The Register-Herald, Beckley, West Virginia

Our Readers Speak

June 3, 2014

The ‘coal’ is about to hit the fan in W.Va.

— Many workers are still attracted to mining, despite being six times more susceptible to fatal injury than other professions, because it can be quite lucrative. This proves especially true for individuals without a college degree.

New underground miners must receive a minimum of 40 hours of instruction, with 32 hours of training in the classroom. If you were to be a production worker in a manufacturing plant, you also do not normally need a college degree, unless you are coming into a management position.

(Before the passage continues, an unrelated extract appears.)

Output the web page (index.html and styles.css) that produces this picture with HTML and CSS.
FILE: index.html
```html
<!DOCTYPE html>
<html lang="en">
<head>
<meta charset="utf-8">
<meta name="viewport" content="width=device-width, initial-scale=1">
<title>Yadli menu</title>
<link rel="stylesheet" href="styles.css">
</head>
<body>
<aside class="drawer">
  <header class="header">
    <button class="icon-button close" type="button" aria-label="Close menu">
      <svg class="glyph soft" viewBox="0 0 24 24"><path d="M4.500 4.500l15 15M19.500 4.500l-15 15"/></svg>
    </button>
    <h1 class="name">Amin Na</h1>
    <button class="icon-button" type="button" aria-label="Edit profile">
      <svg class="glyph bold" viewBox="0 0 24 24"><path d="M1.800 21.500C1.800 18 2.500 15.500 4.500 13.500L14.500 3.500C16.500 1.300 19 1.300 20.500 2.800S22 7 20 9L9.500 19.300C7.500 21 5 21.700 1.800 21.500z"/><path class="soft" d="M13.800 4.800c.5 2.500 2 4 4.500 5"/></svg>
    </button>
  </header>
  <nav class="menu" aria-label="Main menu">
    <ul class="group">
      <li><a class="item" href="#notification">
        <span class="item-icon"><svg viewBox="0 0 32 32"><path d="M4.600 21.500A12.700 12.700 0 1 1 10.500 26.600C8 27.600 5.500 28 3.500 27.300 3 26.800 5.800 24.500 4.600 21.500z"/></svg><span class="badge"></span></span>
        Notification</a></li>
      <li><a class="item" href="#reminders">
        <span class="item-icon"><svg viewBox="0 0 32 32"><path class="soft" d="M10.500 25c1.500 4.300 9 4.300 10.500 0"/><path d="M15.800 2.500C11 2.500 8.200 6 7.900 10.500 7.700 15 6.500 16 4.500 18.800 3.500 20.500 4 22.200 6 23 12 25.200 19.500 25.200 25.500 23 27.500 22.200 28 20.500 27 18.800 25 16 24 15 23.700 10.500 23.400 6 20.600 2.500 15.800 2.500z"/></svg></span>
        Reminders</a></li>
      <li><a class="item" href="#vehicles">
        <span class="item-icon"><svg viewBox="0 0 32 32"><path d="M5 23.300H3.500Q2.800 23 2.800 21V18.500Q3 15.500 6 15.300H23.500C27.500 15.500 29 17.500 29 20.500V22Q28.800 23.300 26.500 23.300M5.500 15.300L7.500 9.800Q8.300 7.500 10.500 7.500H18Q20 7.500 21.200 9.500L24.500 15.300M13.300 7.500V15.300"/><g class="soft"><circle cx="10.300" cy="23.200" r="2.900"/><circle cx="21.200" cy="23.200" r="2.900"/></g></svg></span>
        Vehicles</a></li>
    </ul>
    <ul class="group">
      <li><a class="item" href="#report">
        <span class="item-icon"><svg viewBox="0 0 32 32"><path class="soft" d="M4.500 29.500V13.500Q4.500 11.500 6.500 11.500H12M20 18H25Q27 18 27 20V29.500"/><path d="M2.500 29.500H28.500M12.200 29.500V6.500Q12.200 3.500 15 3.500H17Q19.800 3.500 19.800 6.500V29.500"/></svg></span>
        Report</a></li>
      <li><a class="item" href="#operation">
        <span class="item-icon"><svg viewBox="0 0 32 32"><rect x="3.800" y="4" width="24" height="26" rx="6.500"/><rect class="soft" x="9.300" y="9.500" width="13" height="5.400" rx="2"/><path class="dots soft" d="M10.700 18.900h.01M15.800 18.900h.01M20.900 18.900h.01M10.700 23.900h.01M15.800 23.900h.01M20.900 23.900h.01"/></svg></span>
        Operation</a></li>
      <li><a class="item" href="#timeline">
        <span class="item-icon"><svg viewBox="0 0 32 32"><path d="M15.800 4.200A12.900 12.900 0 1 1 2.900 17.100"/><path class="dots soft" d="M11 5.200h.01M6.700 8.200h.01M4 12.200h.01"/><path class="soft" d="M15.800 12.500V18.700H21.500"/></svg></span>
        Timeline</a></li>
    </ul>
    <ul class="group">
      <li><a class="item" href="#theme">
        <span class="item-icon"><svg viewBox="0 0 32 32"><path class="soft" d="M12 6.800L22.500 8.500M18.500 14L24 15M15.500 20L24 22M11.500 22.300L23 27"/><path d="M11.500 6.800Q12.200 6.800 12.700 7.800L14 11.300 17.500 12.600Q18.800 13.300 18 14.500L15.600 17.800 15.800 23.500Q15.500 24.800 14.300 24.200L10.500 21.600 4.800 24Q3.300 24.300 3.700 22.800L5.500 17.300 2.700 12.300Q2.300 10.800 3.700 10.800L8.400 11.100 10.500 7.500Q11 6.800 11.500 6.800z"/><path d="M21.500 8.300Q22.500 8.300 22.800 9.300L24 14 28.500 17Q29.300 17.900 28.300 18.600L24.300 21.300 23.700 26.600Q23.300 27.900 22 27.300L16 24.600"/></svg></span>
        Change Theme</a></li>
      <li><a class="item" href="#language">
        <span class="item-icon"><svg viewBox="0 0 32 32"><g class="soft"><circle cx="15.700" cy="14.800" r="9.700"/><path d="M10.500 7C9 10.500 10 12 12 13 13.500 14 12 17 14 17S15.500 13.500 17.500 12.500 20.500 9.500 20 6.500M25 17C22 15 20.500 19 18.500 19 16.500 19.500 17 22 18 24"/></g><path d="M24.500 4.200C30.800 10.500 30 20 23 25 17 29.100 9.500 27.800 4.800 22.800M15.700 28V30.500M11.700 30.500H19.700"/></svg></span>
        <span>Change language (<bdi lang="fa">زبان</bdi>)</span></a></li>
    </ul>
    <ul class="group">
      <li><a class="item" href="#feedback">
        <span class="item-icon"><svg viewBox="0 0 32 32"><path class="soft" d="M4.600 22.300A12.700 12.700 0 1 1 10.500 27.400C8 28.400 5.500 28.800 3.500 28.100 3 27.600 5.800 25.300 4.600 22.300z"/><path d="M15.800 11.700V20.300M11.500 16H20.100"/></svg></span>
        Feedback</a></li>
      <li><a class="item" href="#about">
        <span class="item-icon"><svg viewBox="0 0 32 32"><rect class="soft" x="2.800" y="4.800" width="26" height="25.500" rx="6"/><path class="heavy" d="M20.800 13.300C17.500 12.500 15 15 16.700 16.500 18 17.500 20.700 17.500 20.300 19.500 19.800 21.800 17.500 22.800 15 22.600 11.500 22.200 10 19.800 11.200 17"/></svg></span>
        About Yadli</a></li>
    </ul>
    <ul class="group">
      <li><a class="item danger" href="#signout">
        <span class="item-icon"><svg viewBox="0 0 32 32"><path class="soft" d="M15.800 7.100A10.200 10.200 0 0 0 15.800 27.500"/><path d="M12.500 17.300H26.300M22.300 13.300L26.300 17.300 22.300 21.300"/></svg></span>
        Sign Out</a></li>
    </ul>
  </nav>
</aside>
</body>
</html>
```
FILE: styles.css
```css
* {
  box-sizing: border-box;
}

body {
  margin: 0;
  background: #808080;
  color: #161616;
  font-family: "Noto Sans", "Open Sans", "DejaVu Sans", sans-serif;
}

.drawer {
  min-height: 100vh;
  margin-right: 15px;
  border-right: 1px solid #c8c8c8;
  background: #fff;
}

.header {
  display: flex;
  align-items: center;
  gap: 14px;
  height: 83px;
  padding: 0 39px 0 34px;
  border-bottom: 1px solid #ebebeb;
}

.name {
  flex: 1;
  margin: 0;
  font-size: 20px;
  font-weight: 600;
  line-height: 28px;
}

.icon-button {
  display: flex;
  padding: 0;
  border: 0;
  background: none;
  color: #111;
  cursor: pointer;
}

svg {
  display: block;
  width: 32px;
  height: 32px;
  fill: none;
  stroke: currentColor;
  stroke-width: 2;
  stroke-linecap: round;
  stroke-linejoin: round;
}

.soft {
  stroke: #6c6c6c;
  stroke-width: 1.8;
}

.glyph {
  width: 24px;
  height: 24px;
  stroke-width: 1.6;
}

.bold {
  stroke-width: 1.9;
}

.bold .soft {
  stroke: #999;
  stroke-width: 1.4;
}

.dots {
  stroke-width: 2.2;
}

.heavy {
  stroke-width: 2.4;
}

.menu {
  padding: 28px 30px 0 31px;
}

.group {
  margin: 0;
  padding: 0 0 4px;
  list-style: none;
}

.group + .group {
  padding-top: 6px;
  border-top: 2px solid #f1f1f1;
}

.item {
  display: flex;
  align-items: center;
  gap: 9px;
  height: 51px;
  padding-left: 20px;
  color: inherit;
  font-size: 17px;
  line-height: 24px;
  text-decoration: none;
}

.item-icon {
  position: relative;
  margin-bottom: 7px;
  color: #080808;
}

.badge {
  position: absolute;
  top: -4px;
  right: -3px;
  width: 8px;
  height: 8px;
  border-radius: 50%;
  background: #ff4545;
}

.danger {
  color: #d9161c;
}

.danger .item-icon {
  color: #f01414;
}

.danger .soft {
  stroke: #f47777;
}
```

If the pockets of West Virginia’s politicians, were not lined with black coal dust, our leaders may have enough vision for the future of the state to bid for solar manufacturing plants and wind turbine plants to move production into the mountain state. 

The arguments against cutting carbon emissions by 20 percent, are economic based out of fear of losing income and increased cost of electricity. The fear, should be the continued poisoning of West Virginia’s water, land and breathing air, as those things are much more crucial to basic life functions.

There is a cost to life on earth, for every resource that we pull out of the earth. While all around us there are an abundance of clean energy resources available, West Virginia isn’t showing interest in embracing change in order to ensure life, or a future, for the generations to come.

If you are smart enough to learn how to mine coal in a coal mine, then you are smart enough to work in a solar panel manufacturing plant. If you are smart enough to learn how to maintain critical coal mining equipment for the coal company, then you are smart enough to learn how to maintain wind turbines and repair and replace solar panels.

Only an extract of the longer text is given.